**DATA SEGMENT:**
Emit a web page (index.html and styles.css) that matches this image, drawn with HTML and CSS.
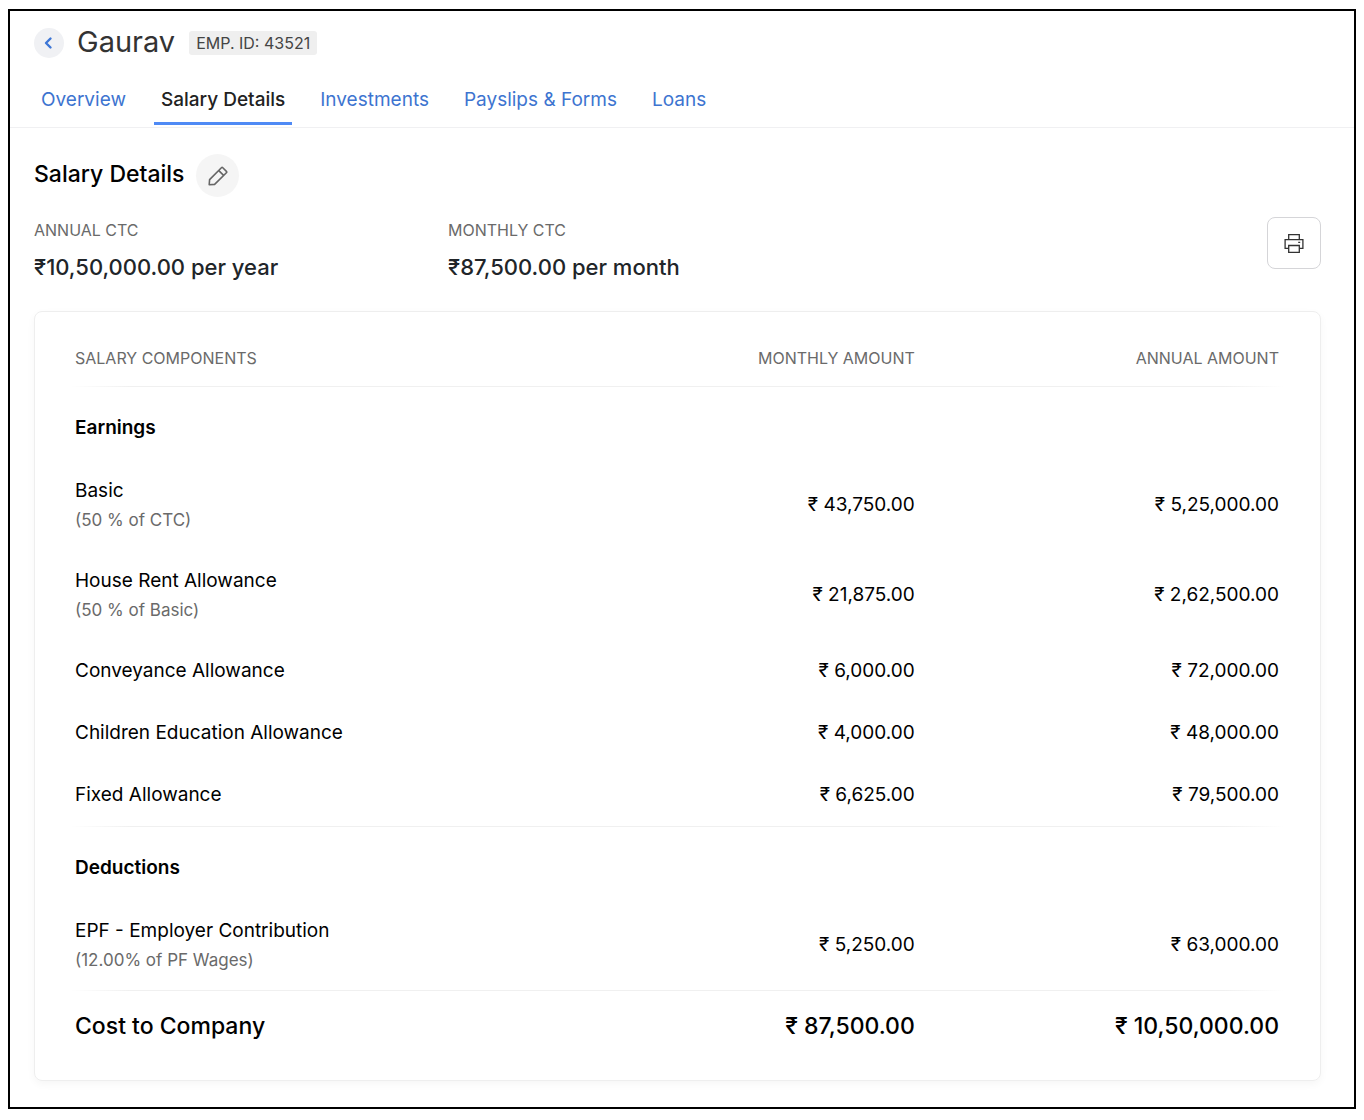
FILE: index.html
```html
<!DOCTYPE html>
<html lang="en">
<head>
<meta charset="utf-8">
<meta name="viewport" content="width=device-width, initial-scale=1">
<title>Gaurav - Salary Details</title>
<link rel="stylesheet" href="styles.css">
</head>
<body>
<div class="frame">
  <header class="employee">
    <button class="back" type="button" aria-label="Back">
      <svg width="12" height="14" viewBox="0 0 12 14" fill="none" stroke="currentColor" stroke-width="2.4" stroke-linecap="round" stroke-linejoin="round"><path d="M7.5 2.5 3 7l4.500 4.500"/></svg>
    </button>
    <h1 class="name">Gaurav</h1>
    <span class="badge">EMP. ID: 43521</span>
  </header>
  <nav class="tabs">
    <a class="tab" href="#overview">Overview</a>
    <a class="tab active" href="#salary" aria-current="page">Salary Details</a>
    <a class="tab" href="#investments">Investments</a>
    <a class="tab" href="#payslips">Payslips &amp; Forms</a>
    <a class="tab" href="#loans">Loans</a>
  </nav>
  <main class="content">
    <div class="section-head">
      <h2 class="section-title">Salary Details</h2>
      <button class="edit" type="button" aria-label="Edit">
        <svg width="20" height="20" viewBox="0 0 20 20" fill="none" stroke="currentColor" stroke-width="1.6" stroke-linejoin="round"><path d="M1.2 18.8 1.6 13.6 13.4 1.8a1 1 0 0 1 1.4 0l3.6 3.6a1 1 0 0 1 0 1.4L6.6 18.4zM10.8 4.6l4.8 4.8"/></svg>
      </button>
    </div>
    <div class="summary">
      <dl class="figure">
        <dt>ANNUAL CTC</dt>
        <dd>₹10,50,000.00 per year</dd>
      </dl>
      <dl class="figure">
        <dt>MONTHLY CTC</dt>
        <dd>₹87,500.00 per month</dd>
      </dl>
      <button class="print" type="button" aria-label="Print">
        <svg width="20" height="20" viewBox="0 0 20 20" fill="none" stroke="currentColor" stroke-width="1.3"><path d="M4.7 6.700V1.600h10.6v5.100M4.7 15.300H1.1V6.700h17.8v8.600h-3.6M4.7 12.500h10.6v6.900H4.7zM14.2 9.300h2"/></svg>
      </button>
    </div>
    <section class="card">
      <table class="components">
        <thead>
          <tr class="ruled">
            <th scope="col">SALARY COMPONENTS</th>
            <th scope="col">MONTHLY AMOUNT</th>
            <th scope="col">ANNUAL AMOUNT</th>
          </tr>
        </thead>
        <tbody>
          <tr class="group"><th scope="rowgroup" colspan="3">Earnings</th></tr>
          <tr class="tall"><td>Basic<span class="basis">(50 % of CTC)</span></td><td>₹ 43,750.00</td><td>₹ 5,25,000.00</td></tr>
          <tr class="tall"><td>House Rent Allowance<span class="basis">(50 % of Basic)</span></td><td>₹ 21,875.00</td><td>₹ 2,62,500.00</td></tr>
          <tr><td>Conveyance Allowance</td><td>₹ 6,000.00</td><td>₹ 72,000.00</td></tr>
          <tr><td>Children Education Allowance</td><td>₹ 4,000.00</td><td>₹ 48,000.00</td></tr>
          <tr class="ruled"><td>Fixed Allowance</td><td>₹ 6,625.00</td><td>₹ 79,500.00</td></tr>
        </tbody>
        <tbody>
          <tr class="group"><th scope="rowgroup" colspan="3">Deductions</th></tr>
          <tr class="tall ruled"><td>EPF - Employer Contribution<span class="basis">(12.00% of PF Wages)</span></td><td>₹ 5,250.00</td><td>₹ 63,000.00</td></tr>
        </tbody>
        <tfoot>
          <tr><td>Cost to Company</td><td>₹ 87,500.00</td><td>₹ 10,50,000.00</td></tr>
        </tfoot>
      </table>
    </section>
  </main>
</div>
</body>
</html>
```
FILE: styles.css
```css
* {
  box-sizing: border-box;
}

body {
  margin: 0;
  padding: 9px 8px 11px;
  background: #fff;
  color: #000;
  font: 400 19px/28px Inter, "Liberation Sans", sans-serif;
}

h1, h2, dl, dd {
  margin: 0;
}

button {
  display: grid;
  place-items: center;
  padding: 0;
  border: 0;
  cursor: pointer;
}

.frame {
  border: 2px solid #000;
}

.employee {
  display: flex;
  align-items: center;
  padding: 12px 24px 0;
}

.back {
  width: 30px;
  height: 30px;
  border-radius: 50%;
  background: #f0f1f4;
  color: #3d76d6;
}

.name {
  margin-left: 13px;
  padding-bottom: 2px;
  color: #333;
  font-size: 29px;
  font-weight: 400;
  line-height: 38px;
}

.badge {
  margin-left: 14px;
  padding: 0 7px;
  border-radius: 3px;
  background: #efefef;
  color: #444;
  font-size: 16px;
  line-height: 24px;
}

.tabs {
  display: flex;
  gap: 21px;
  padding: 11px 24px 2px;
  border-bottom: 1px solid #f0f0f2;
}

.tab {
  padding: 12px 7px 8px;
  border-bottom: 3px solid transparent;
  color: #3d74d0;
  text-decoration: none;
}

.tab.active {
  border-color: #4f8af5;
  color: #222;
  font-weight: 500;
}

.content {
  padding: 26px 33px 26px 24px;
}

.section-head {
  display: flex;
  align-items: center;
  gap: 12px;
}

.section-title {
  padding-bottom: 4px;
  font-size: 23px;
  font-weight: 500;
}

.edit {
  width: 43px;
  height: 43px;
  border-radius: 50%;
  background: #f5f5f5;
  color: #666;
}

.summary {
  display: grid;
  grid-template-columns: 414px 1fr auto;
  align-items: center;
  margin-top: 19px;
}

.figure dt {
  color: #6a6a6a;
  font-size: 16px;
}

.figure dd {
  padding: 9px 0 10px;
  color: #212529;
  font-size: 22px;
  font-weight: 500;
}

.print {
  align-self: start;
  width: 54px;
  height: 52px;
  margin-top: 1px;
  border: 1px solid #d5d5d8;
  border-radius: 8px;
  background: #fff;
  color: #333;
}

.card {
  margin-top: 20px;
  padding: 18px 36px 20px 35px;
  border: 1px solid #eee;
  border-radius: 8px;
  box-shadow: 0 3px 8px rgba(0, 0, 0, 0.04);
}

.components {
  width: 100%;
  border-collapse: collapse;
  table-layout: fixed;
}

.components th,
.components td {
  height: 62px;
  padding: 0 5px 2px;
  text-align: right;
  vertical-align: middle;
}

.components th:first-child,
.components td:first-child {
  width: 40%;
  text-align: left;
}

.components thead th {
  height: 57px;
  padding-bottom: 1px;
  color: #6a6a6a;
  font-size: 16px;
  font-weight: 400;
}

.components .group th {
  height: 74px;
  padding-top: 8px;
  padding-bottom: 0;
  font-weight: 600;
}

.components .tall td {
  height: 90px;
}

.components .tall td:first-child {
  padding-bottom: 0;
}

.components .ruled {
  background: linear-gradient(90deg, transparent, #f0f0f0 5%, #f0f0f0 95%, transparent) bottom / 100% 1px no-repeat;
}

.basis {
  display: block;
  color: #6a6a6a;
  font-size: 17px;
  line-height: 30px;
}

.components tfoot td {
  height: 69px;
  padding-bottom: 0;
  font-size: 23px;
  font-weight: 500;
}
```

**GIVEN EXERCISE:**
Pick out each line containing the string "styles" and copy it.

**TASK RESULT:**
Emit a web page (index.html and styles.css) that matches this image, drawn with HTML and CSS.
<link rel="stylesheet" href="styles.css">
FILE: styles.css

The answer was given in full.